"Overdose" is a song by South Korean–Chinese boy band Exo, released on May 7, 2014, as the lead single of their second EP Overdose. It was released in both Korean and Chinese versions by their label SM Entertainment. It was the final release by members Kris and Luhan following their lawsuits in May 2014, and October 2014 respectively. It was also the last single performed by Exo-M and Exo-K.

Background and release 
Produced by The Underdogs, "Overdose" described as a heavy-hitting, urban-pop banger with hard rhythms of hip-hop, R&B hooks and electronic beats with the lyrics of the feeling of overdosing on a sweet drug as a metaphor to describe a man's intense addiction to love.
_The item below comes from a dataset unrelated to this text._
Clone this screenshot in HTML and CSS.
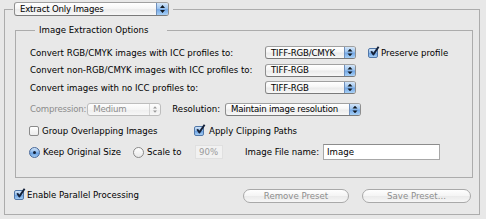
FILE: index.html
```html
<!DOCTYPE html>
<html>
<head>
<meta charset="utf-8">
<link rel="stylesheet" href="styles.css">
</head>
<body>
<div class="window">
  <fieldset class="outer">
    <legend class="outer-legend">
      <div class="popup popup-main">
        <span class="popup-label">Extract Only Images</span>
        <span class="popup-arrows"><svg width="11" height="12" viewBox="0 0 11 12"><path d="M3 5 L8 5 L5.5 2 Z M3 7 L8 7 L5.5 10 Z" fill="#101820"/></svg></span>
      </div>
    </legend>

    <fieldset class="inner">
      <legend class="inner-legend">Image Extraction Options</legend>

      <div class="convert-grid">
        <span class="label">Convert RGB/CMYK images with ICC profiles to:</span>
        <div class="popup popup-tiff">
          <span class="popup-label">TIFF-RGB/CMYK</span>
          <span class="popup-arrows"><svg width="10" height="11" viewBox="0 0 10 11"><path d="M2.5 4.6 L7.5 4.6 L5 1.8 Z M2.5 6.4 L7.5 6.4 L5 9.2 Z" fill="#101820"/></svg></span>
        </div>
        <div class="check preserve">
          <span class="cb checked"><svg class="tick" width="11" height="11" viewBox="0 0 11 11"><path d="M2.2 5.2 L4.4 8.4 L9.6 0.8" fill="none" stroke="#14213a" stroke-width="1.9" stroke-linejoin="round"/></svg></span>
          <span>Preserve profile</span>
        </div>

        <span class="label">Convert non-RGB/CMYK images with ICC profiles to:</span>
        <div class="popup popup-tiff">
          <span class="popup-label">TIFF-RGB</span>
          <span class="popup-arrows"><svg width="10" height="11" viewBox="0 0 10 11"><path d="M2.5 4.6 L7.5 4.6 L5 1.8 Z M2.5 6.4 L7.5 6.4 L5 9.2 Z" fill="#101820"/></svg></span>
        </div>
        <span></span>

        <span class="label">Convert images with no ICC profiles to:</span>
        <div class="popup popup-tiff">
          <span class="popup-label">TIFF-RGB</span>
          <span class="popup-arrows"><svg width="10" height="11" viewBox="0 0 10 11"><path d="M2.5 4.6 L7.5 4.6 L5 1.8 Z M2.5 6.4 L7.5 6.4 L5 9.2 Z" fill="#101820"/></svg></span>
        </div>
        <span></span>
      </div>

      <div class="comp-row">
        <span class="comp-label disabled-text">Compression:</span>
        <div class="popup popup-medium disabled">
          <span class="popup-label">Medium</span>
          <span class="popup-arrows"><svg width="10" height="11" viewBox="0 0 10 11"><path d="M3 4.6 L7 4.6 L5 2.2 Z M3 6.4 L7 6.4 L5 8.8 Z" fill="#9a9a9a"/></svg></span>
        </div>
        <span class="res-label">Resolution:</span>
        <div class="popup popup-res">
          <span class="popup-label">Maintain image resolution</span>
          <span class="popup-arrows"><svg width="10" height="11" viewBox="0 0 10 11"><path d="M2.5 4.6 L7.5 4.6 L5 1.8 Z M2.5 6.4 L7.5 6.4 L5 9.2 Z" fill="#101820"/></svg></span>
        </div>
      </div>

      <div class="options-grid">
        <div class="check group-check">
          <span class="cb"></span>
          <span>Group Overlapping Images</span>
        </div>
        <div class="check clip-check">
          <span class="cb checked"><svg class="tick" width="11" height="11" viewBox="0 0 11 11"><path d="M2.2 5.2 L4.4 8.4 L9.6 0.8" fill="none" stroke="#14213a" stroke-width="1.9" stroke-linejoin="round"/></svg></span>
          <span>Apply Clipping Paths</span>
        </div>

        <div class="check">
          <span class="rb selected"><span class="dot"></span></span>
          <span>Keep Original Size</span>
        </div>
        <div class="check">
          <span class="rb"></span>
          <span>Scale to</span>
        </div>
        <div class="size-right">
          <span class="field field-scale">90%</span>
          <span class="file-label">Image File name:</span>
          <span class="field field-name">Image</span>
        </div>
      </div>
    </fieldset>

    <div class="footer">
      <div class="check">
        <span class="cb checked"><svg class="tick" width="11" height="11" viewBox="0 0 11 11"><path d="M2.2 5.2 L4.4 8.4 L9.6 0.8" fill="none" stroke="#14213a" stroke-width="1.9" stroke-linejoin="round"/></svg></span>
        <span>Enable Parallel Processing</span>
      </div>
      <div class="buttons">
        <span class="button btn-remove">Remove Preset</span>
        <span class="button btn-save">Save Preset...</span>
      </div>
    </div>
  </fieldset>
</div>
</body>
</html>
```

FILE: styles.css
```css
* {
  box-sizing: border-box;
}

html, body {
  margin: 0;
  padding: 0;
  background: #e8e8e8;
}

body {
  font-family: "DejaVu Sans", "Noto Sans", sans-serif;
  font-size: 8.6px;
  color: #000;
  width: 486px;
  height: 219px;
  overflow: hidden;
}

.window {
  padding: 2px 6px 0 4px;
}

fieldset {
  margin: 0;
  padding: 0;
  border: 1px solid #acacac;
  min-width: 0;
}

.outer {
  width: 476px;
  padding: 0 0 11px 0;
}

.outer-legend {
  margin-left: 8px;
  padding: 0 4px 0 1px;
}

/* popup buttons */
.popup {
  display: flex;
  align-items: stretch;
  flex: none;
  border: 1px solid #8e8e8e;
  border-top-color: #a0a0a0;
  border-bottom-color: #7a7a7a;
  border-radius: 3px;
  background: linear-gradient(#ffffff, #f6f6f6 45%, #ebebeb 55%, #f8f8f8);
  overflow: hidden;
  white-space: nowrap;
}

.popup-label {
  flex: 1;
  display: flex;
  align-items: center;
  padding-left: 5px;
  letter-spacing: -0.2px;
  overflow: hidden;
}

.popup-arrows {
  display: flex;
  align-items: center;
  justify-content: center;
  flex: none;
  width: 11px;
  border-left: 1px solid #6f90bd;
  background: linear-gradient(#d3e5f8, #9ec5ef 45%, #74a8e6 55%, #a7d0f6);
}

.popup-main {
  width: 155px;
  height: 14px;
}

.popup-main .popup-arrows {
  width: 12px;
}

.popup-tiff {
  width: 91px;
  height: 13px;
}

.popup-medium {
  width: 74px;
  height: 13px;
}

.popup-res {
  width: 136px;
  height: 13px;
}

.popup.disabled {
  border-color: #bdbdbd;
  color: #8c8c8c;
  background: linear-gradient(#fdfdfd, #f5f5f5 50%, #eeeeee 51%, #f7f7f7);
}

.popup.disabled .popup-arrows {
  background: transparent;
  border-left: 1px solid #d4d4d4;
}

/* inner group */
.inner {
  margin: 8px 6px 0 10px;
  padding: 8px 0 16px 14px;
}

.inner-legend {
  margin-left: 5px;
  padding: 0 19px 0 4px;
  line-height: 12px;
}

.convert-grid {
  display: grid;
  grid-template-columns: 235px 91px auto;
  grid-template-rows: 17px 18px 17px;
  align-items: center;
  white-space: nowrap;
}

.preserve {
  margin-left: 12px;
}

.comp-row {
  display: flex;
  align-items: center;
  height: 18px;
  margin-top: 4px;
  white-space: nowrap;
}

.comp-label {
  letter-spacing: -0.2px;
  margin-right: 1px;
}

.disabled-text {
  color: #8c8c8c;
}

.res-label {
  margin-left: 11px;
  margin-right: 5px;
}

.options-grid {
  display: grid;
  grid-template-columns: 104px 61px auto;
  grid-template-rows: 18px 18px;
  row-gap: 3px;
  margin-top: 4px;
  margin-left: -1px;
  align-items: center;
  white-space: nowrap;
}

.group-check {
  grid-column: 1 / 3;
}

.check {
  display: flex;
  align-items: center;
  gap: 3px;
  white-space: nowrap;
}

.clip-check {
  gap: 5px;
}

/* checkbox */
.cb {
  position: relative;
  flex: none;
  width: 10px;
  height: 10px;
  border: 1px solid #8a8a8a;
  border-radius: 2px;
  background: linear-gradient(#ffffff, #ececec);
}

.cb.checked {
  border-color: #5177a8;
  background: linear-gradient(#d2e4f7, #97c0ec 45%, #6ea3e3 55%, #a5cdf4);
}

.tick {
  position: absolute;
  left: 0;
  top: -3px;
}

/* radio */
.rb {
  flex: none;
  display: flex;
  align-items: center;
  justify-content: center;
  width: 11px;
  height: 11px;
  border: 1px solid #8a8a8a;
  border-radius: 50%;
  background: linear-gradient(#ffffff, #e8e8e8);
}

.rb.selected {
  border-color: #48699a;
  background: linear-gradient(#cfe2f7, #8fbbec 45%, #659ddf 55%, #a2cbf3);
}

.dot {
  width: 3px;
  height: 3px;
  border-radius: 50%;
  background: #122036;
}

/* fields */
.size-right {
  display: flex;
  align-items: center;
}

.field {
  display: flex;
  align-items: center;
  flex: none;
  padding-left: 3px;
}

.field-scale {
  width: 28px;
  height: 14px;
  margin-left: 1px;
  color: #9a9a9a;
  background: #f1f1f1;
  border: 1px solid #e0e0e0;
}

.file-label {
  margin-left: 22px;
  margin-right: 4px;
}

.field-name {
  width: 117px;
  height: 16px;
  background: #ffffff;
  border: 1px solid #a8a8a8;
  border-top-color: #8c8c8c;
}

/* footer */
.footer {
  display: flex;
  align-items: center;
  height: 16px;
  margin-top: 9px;
  padding: 0 8px 0 9px;
}

.buttons {
  display: flex;
  margin-left: auto;
  align-self: flex-end;
}

.button {
  display: flex;
  align-items: center;
  justify-content: center;
  height: 14px;
  border: 1px solid #a9a9a9;
  border-radius: 7px;
  color: #8e8e8e;
  background: linear-gradient(#fefefe, #f4f4f4 50%, #eaeaea 51%, #f6f6f6);
}

.btn-remove {
  width: 106px;
}

.btn-save {
  width: 109px;
  margin-left: 13px;
}
```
The song was released on May 7, 2014 together with the EP.

The Korean and Chinese music videos for "Overdose" were released on May 6, 2014. The music video shows the members in a maze-like setting while they perform the choreography. On May 5, 2016, the Korean music video reached 100 million views, and later reached 200 million views on September 23, 2019, becoming their fifth music video to do so. Exo-K began performing the song on South Korean music television programs on April 11, 2014 and Exo-M began performing the song on the Chinese weekly music program, Global Chinese Music on April 19.

Reception 
"Overdose" debuted at number two on the Gaon Digital Chart and at number two at the Billboard World Digital Songs chart. The Korean version of the song went on to win first place eight times while the Chinese version won first place two times. The song sold more than 1 million copies in less than a year from its release.

Charts

Weekly charts

Monthly charts

Yearly charts

Sales

Accolades

References 

Exo songs
2014 songs
2014 singles
Korean-language songs
SM Entertainment singles
Songs written by Kenzie (songwriter)
Songs written by Harvey Mason Jr.
Songs written by Damon Thomas (record producer)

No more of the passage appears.